*Task to complete*: Work out how many lines hold the string "index". Give that number and nothing more.

*Entries with page source code*:
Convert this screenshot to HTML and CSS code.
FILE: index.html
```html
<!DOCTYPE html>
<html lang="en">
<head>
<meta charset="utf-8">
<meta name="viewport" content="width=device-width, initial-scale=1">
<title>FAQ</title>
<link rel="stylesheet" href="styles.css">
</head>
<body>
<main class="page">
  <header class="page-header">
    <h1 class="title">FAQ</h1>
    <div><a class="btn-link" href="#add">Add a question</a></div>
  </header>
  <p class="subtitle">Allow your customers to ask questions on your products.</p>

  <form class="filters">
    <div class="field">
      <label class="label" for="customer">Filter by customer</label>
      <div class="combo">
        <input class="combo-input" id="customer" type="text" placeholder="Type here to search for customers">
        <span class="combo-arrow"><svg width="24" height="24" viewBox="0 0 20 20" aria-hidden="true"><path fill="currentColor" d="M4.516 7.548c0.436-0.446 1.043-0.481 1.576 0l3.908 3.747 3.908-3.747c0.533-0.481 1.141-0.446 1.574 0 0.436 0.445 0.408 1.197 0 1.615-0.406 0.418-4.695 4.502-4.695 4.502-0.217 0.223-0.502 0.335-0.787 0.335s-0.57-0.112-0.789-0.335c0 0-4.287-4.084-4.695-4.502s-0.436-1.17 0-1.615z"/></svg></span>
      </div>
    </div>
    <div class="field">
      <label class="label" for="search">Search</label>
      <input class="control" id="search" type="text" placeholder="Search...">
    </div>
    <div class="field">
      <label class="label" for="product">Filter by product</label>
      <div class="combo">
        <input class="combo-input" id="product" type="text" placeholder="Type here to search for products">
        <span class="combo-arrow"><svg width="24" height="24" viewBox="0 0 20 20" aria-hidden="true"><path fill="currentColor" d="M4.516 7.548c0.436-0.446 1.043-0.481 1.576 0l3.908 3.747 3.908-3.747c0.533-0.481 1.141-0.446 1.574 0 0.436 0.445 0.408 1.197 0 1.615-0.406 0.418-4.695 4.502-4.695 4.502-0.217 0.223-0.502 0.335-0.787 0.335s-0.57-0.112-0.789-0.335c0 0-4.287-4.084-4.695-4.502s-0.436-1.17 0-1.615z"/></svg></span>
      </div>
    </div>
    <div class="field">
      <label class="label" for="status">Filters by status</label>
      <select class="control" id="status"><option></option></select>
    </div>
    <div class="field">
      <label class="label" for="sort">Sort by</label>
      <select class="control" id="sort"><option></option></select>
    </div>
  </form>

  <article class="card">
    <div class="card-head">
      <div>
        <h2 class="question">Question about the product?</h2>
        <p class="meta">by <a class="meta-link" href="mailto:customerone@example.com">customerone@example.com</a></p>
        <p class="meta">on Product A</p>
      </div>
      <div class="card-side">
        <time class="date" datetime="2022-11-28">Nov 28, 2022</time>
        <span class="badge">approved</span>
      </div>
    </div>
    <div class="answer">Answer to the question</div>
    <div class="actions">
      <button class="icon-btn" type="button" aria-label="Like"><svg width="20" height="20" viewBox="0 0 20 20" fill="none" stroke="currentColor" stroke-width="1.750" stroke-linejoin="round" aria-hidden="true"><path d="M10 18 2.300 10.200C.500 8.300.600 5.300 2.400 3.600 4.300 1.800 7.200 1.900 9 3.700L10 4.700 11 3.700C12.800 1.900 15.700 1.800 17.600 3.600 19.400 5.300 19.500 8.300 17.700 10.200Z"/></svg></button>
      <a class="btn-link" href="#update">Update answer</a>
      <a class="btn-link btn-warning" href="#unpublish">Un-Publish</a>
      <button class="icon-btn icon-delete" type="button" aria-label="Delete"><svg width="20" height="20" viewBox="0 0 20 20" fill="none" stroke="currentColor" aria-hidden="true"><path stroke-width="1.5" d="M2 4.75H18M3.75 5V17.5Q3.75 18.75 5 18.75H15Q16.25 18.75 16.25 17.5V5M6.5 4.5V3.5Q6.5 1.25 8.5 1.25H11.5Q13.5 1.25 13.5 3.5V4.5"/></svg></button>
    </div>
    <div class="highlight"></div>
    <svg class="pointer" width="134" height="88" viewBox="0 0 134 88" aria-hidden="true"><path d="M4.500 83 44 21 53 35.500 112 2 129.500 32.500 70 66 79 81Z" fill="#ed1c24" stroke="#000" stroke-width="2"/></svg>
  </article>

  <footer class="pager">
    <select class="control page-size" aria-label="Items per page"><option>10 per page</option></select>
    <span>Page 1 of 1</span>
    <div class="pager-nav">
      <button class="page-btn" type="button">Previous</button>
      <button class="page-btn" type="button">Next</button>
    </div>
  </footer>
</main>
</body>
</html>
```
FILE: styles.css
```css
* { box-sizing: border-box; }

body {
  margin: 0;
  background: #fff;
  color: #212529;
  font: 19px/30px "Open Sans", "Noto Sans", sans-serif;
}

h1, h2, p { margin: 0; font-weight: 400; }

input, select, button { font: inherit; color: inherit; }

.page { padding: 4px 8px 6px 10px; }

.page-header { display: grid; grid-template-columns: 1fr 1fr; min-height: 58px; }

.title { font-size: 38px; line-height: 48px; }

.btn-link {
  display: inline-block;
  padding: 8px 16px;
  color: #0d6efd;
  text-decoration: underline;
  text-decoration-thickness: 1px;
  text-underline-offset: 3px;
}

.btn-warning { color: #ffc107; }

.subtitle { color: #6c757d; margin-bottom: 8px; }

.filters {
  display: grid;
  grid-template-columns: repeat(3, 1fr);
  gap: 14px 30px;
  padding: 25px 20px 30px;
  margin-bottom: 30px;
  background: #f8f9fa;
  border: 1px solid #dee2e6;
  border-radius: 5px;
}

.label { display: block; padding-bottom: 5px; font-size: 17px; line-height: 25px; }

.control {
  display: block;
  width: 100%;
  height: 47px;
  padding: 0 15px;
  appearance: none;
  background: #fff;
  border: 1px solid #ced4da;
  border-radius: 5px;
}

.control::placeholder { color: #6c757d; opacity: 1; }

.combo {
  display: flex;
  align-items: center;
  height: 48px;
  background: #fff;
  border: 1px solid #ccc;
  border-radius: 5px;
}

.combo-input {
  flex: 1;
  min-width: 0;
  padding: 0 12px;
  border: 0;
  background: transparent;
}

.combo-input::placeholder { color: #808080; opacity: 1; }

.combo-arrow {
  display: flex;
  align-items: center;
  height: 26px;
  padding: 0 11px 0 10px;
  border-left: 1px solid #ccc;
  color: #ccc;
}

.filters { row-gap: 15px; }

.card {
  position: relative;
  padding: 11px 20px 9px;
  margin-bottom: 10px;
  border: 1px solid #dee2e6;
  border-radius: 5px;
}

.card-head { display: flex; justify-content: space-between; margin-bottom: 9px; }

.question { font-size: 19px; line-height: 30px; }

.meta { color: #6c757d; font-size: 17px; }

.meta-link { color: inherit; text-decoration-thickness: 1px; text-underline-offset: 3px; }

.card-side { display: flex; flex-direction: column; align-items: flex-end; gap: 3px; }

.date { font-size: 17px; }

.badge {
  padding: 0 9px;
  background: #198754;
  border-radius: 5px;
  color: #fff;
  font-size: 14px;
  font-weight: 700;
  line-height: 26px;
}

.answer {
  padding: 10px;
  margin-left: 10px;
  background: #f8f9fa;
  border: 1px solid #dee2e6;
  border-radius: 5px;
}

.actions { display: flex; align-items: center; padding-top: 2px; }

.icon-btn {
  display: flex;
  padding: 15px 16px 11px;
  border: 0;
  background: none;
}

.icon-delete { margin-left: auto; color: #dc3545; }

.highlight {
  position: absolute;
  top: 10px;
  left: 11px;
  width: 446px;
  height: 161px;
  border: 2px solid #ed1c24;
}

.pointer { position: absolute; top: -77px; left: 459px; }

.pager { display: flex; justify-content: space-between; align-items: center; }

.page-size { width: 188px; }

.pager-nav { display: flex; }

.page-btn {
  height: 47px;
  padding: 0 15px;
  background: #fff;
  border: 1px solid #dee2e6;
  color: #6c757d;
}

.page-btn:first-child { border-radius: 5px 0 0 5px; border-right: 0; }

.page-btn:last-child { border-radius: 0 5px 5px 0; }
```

--

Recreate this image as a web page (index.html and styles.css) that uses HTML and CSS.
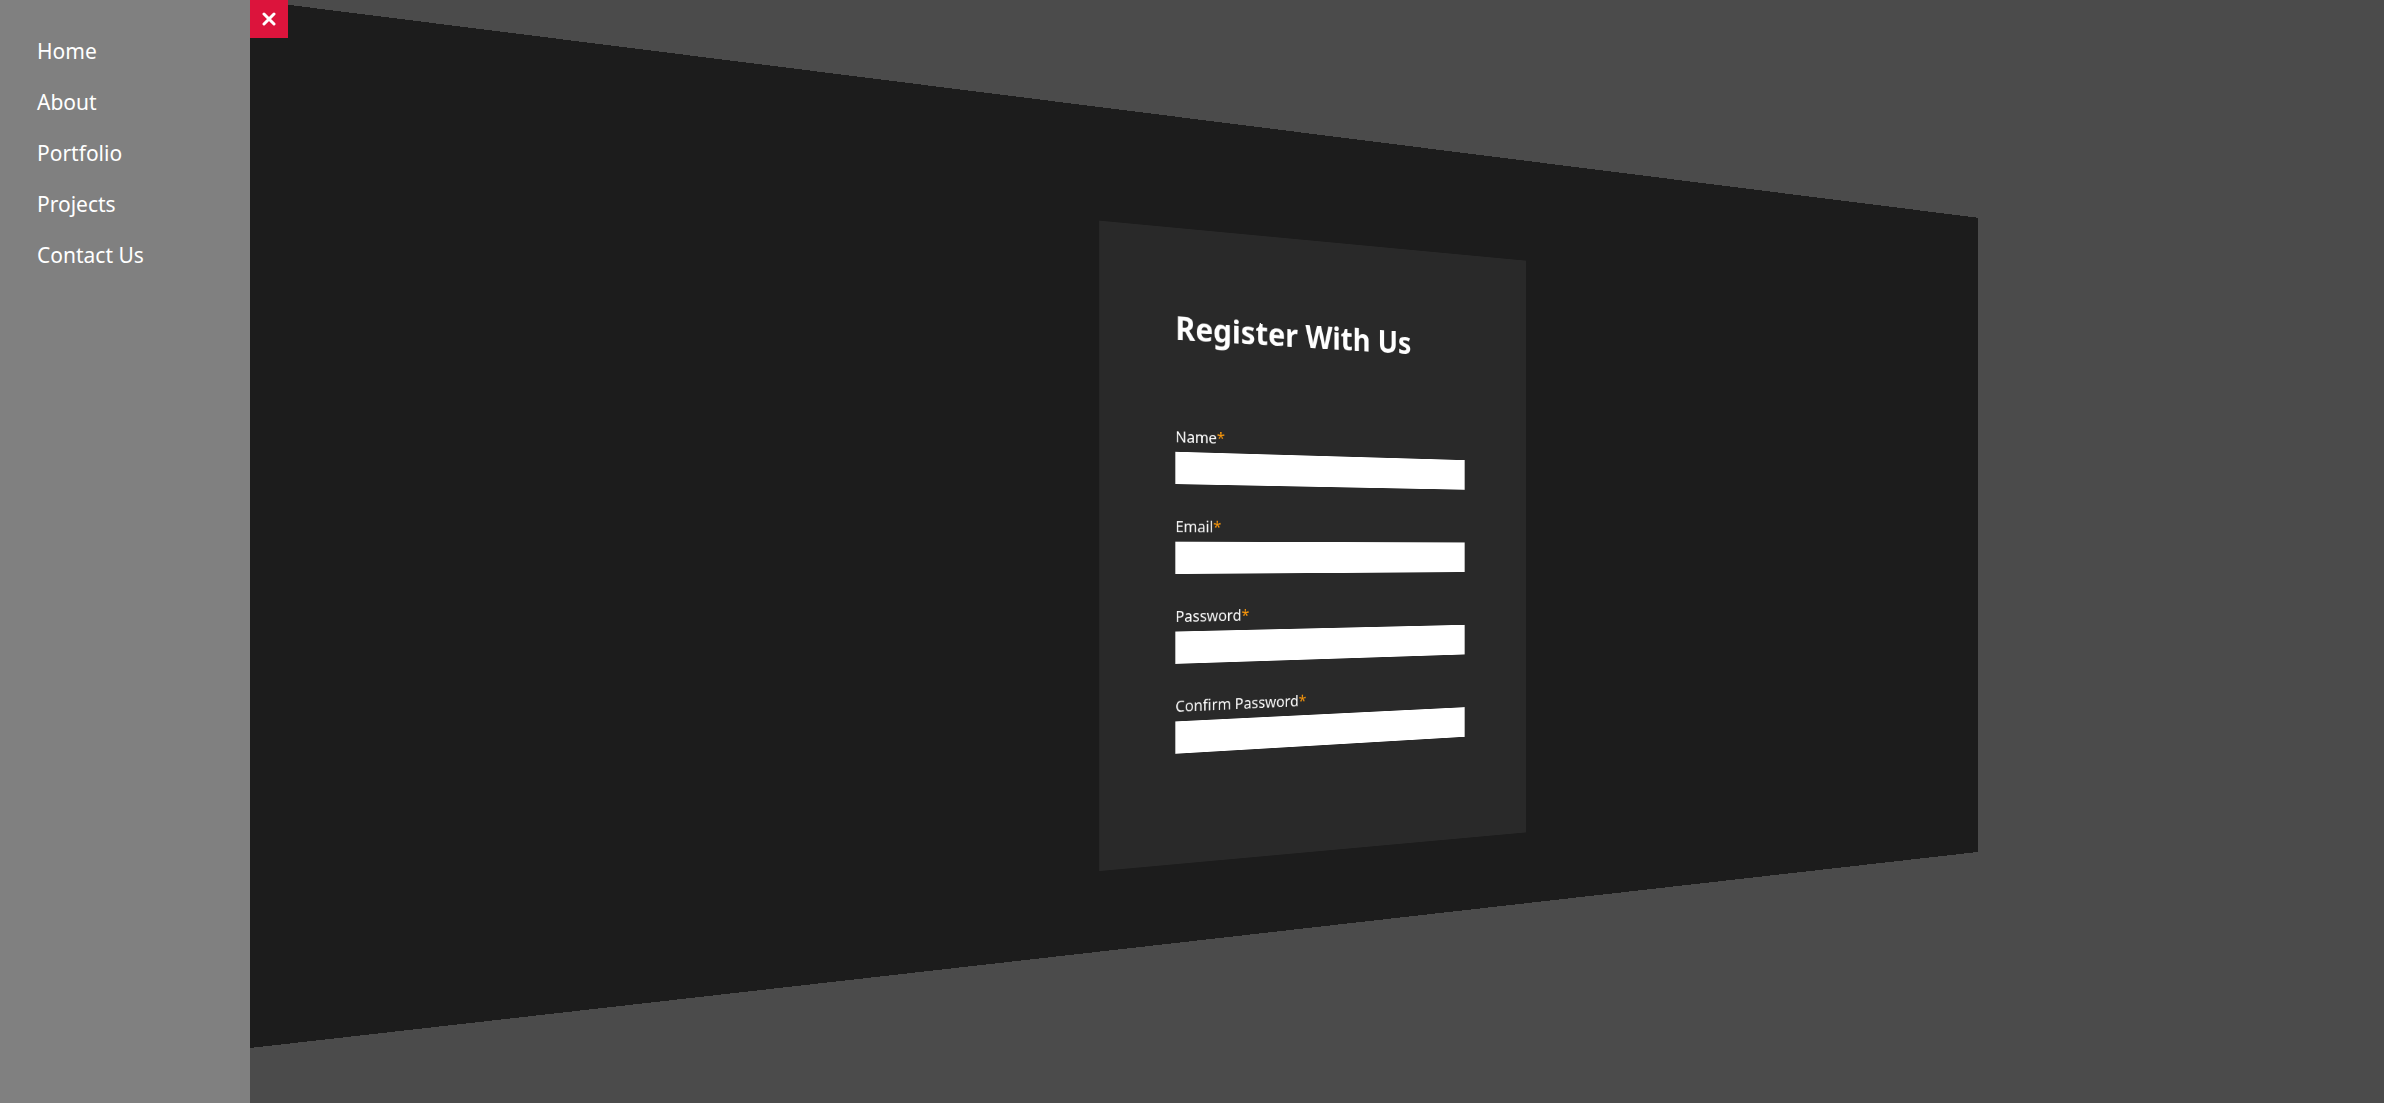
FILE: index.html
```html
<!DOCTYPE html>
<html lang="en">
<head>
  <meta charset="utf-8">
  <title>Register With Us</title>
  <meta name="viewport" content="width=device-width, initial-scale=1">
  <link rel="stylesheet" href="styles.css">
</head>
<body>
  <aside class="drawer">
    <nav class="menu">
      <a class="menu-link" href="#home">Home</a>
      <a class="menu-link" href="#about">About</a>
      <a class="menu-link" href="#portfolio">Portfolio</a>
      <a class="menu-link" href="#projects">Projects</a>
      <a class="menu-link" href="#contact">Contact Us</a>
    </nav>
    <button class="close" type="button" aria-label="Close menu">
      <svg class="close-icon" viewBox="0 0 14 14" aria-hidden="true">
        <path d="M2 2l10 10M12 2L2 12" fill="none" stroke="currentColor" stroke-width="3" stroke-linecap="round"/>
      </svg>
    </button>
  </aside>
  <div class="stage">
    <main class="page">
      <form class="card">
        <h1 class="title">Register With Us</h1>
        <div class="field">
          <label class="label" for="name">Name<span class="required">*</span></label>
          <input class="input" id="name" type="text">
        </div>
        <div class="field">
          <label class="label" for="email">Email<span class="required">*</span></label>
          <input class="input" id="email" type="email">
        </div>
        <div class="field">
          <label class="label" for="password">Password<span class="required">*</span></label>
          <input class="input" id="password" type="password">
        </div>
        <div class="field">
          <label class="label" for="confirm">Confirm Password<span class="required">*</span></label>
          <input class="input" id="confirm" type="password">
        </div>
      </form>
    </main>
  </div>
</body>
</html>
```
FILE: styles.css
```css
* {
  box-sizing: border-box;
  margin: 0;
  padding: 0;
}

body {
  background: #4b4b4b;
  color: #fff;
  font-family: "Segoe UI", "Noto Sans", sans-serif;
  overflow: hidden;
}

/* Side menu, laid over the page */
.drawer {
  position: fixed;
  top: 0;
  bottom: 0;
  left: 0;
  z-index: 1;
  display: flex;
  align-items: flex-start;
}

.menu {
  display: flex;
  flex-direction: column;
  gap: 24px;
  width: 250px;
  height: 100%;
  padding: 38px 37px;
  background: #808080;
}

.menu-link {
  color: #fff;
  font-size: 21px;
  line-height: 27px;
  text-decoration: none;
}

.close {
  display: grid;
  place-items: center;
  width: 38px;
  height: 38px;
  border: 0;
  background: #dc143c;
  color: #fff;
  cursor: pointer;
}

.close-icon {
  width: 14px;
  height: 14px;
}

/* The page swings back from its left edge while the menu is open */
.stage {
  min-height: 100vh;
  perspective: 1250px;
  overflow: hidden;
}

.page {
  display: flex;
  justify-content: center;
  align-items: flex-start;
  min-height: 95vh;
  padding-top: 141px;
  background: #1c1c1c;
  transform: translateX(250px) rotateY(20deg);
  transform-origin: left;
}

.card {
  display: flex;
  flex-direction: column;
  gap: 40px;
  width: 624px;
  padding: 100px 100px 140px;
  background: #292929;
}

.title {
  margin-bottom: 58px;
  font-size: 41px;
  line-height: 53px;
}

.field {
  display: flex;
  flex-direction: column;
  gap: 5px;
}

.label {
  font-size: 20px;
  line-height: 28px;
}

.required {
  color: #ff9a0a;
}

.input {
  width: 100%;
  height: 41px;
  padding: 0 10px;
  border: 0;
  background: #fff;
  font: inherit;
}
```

*The result*: 4